Simple Caribbean Rice and “Peas”

18 Feb

Quickies Chicken recommends serving the Caribbean Mango-Rum Chicken with Caribbean Rice and Peas (see chicken recipe here). Silly me, I was all set to steam some rice and add a handful of green peas at the end of the cooking period. Then I Googled. And had my eyes opened.

Caribbean Rice & Peas: Juicy rice with a lush texture

Caribbean Rice & Peas: Juicy rice with a lush texture

For those of us north of the 49th parallel, ‘peas’ are those round green vegetables that pop out of pea pods. In the Caribbean, ‘peas’ are what we Canadians would call beans. As the chicken was already roasting in the oven, I had little time to settle on a ‘proper’ recipe for the side dish

This simple method was found at Eat Jamaican. Cooked in coconut milk and using red kidney beans, the dish would be ready in about 40 minutes. It was a moist, not-too-rich concoction with just a kick. That might have been because I had no hot peppers on hand. Instead I dropped about three glops of Tabasco hot sauce into the pot once the rice started to simmer.

Pantry ingredients

Pantry ingredients

Simple Caribbean Rice and Peas                                     Serves: 4 – 5

  • 1 – 19 oz can                         red kidney beans
  • 1 – 14 oz can                         coconut milk
  • 2 cups                                    rice (I used parboiled)
  • 1 small                                   onion, chopped
  • 1 clove                                    garlic, chopped
  • 1/4 tsp                                   dried thyme
  • 1 Tbsp                                    oil
  • 1                                              Scotch Bonnet pepper, whole NOT chopped
  •                                                 water

1. Peel & chop the onion and garlic clove.

2. Drain the liquid from the can of kidney beans into a 4-cup measure. Add the can of coconut milk to the measuring cup and then enough water to reach the 4-cup mark.

Bring to a boil.

Bring to a boil.

3.  Place the liquid, beans, onion, garlic, thyme and oil into a large saucepan with a tight-fitting lid. Bring the pot to a boil.

4.  Add the rice, stir well to combine and allow to continue boiling for 1 minute.

5.  Reduce the heat to medium-low. Place the whole Scotch Bonnet on top of the water.

Add rice, cook at a boil for 1 minute. Reduce heat to med-low. Cover.

Add rice, cook at a boil for 1 minute. Reduce heat to med-low. Cover.

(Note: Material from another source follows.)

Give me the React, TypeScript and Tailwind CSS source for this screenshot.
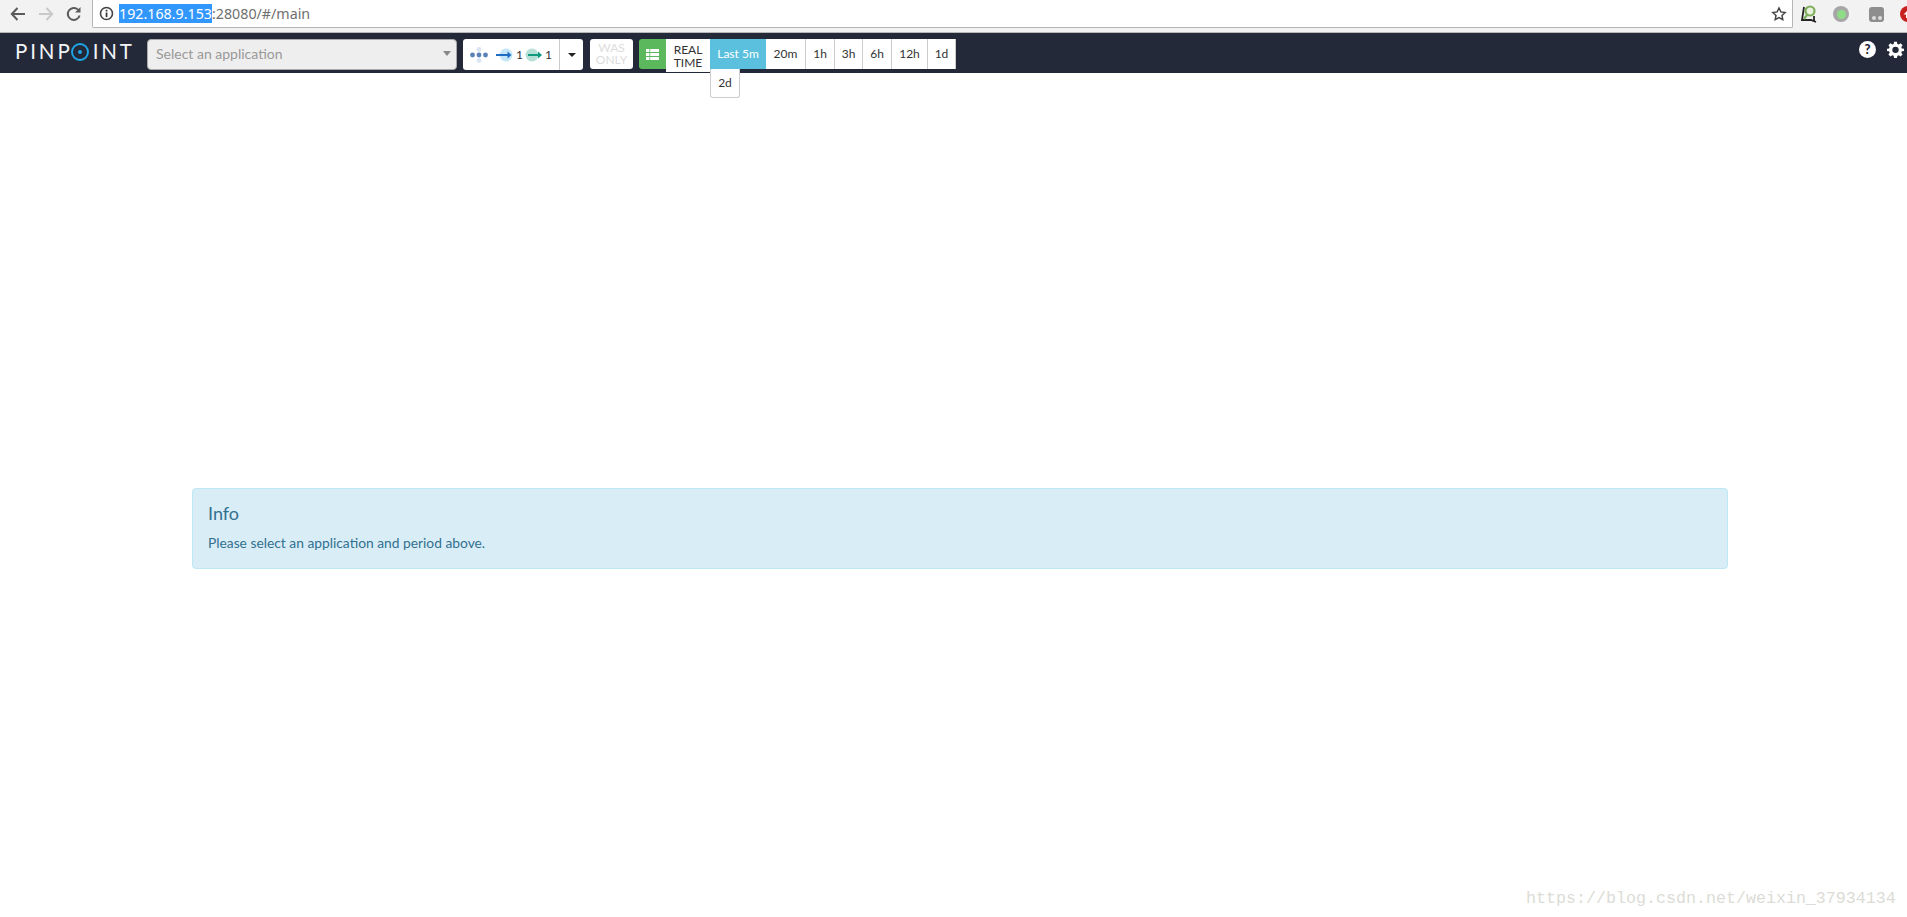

6.  Cover the pot and allow the contents to simmer for 30 minutes or until the rice is cooked. Keep a close eye on the pot, stirring occasionally and adjusting the temperature down to avoid the rice and coconut from scorching on the bottom of the pot.

7. Remove the Scotch Bonnet before serving the rice and ‘peas’ with the Caribbean entrée of your choice.

Great complement to Caribbean Mango-Rum Chicken.

Perfect side dish for Caribbean Mango-Rum Chicken

Perfect side dish for Caribbean Mango-Rum Chicken


4 Responses to “Simple Caribbean Rice and “Peas””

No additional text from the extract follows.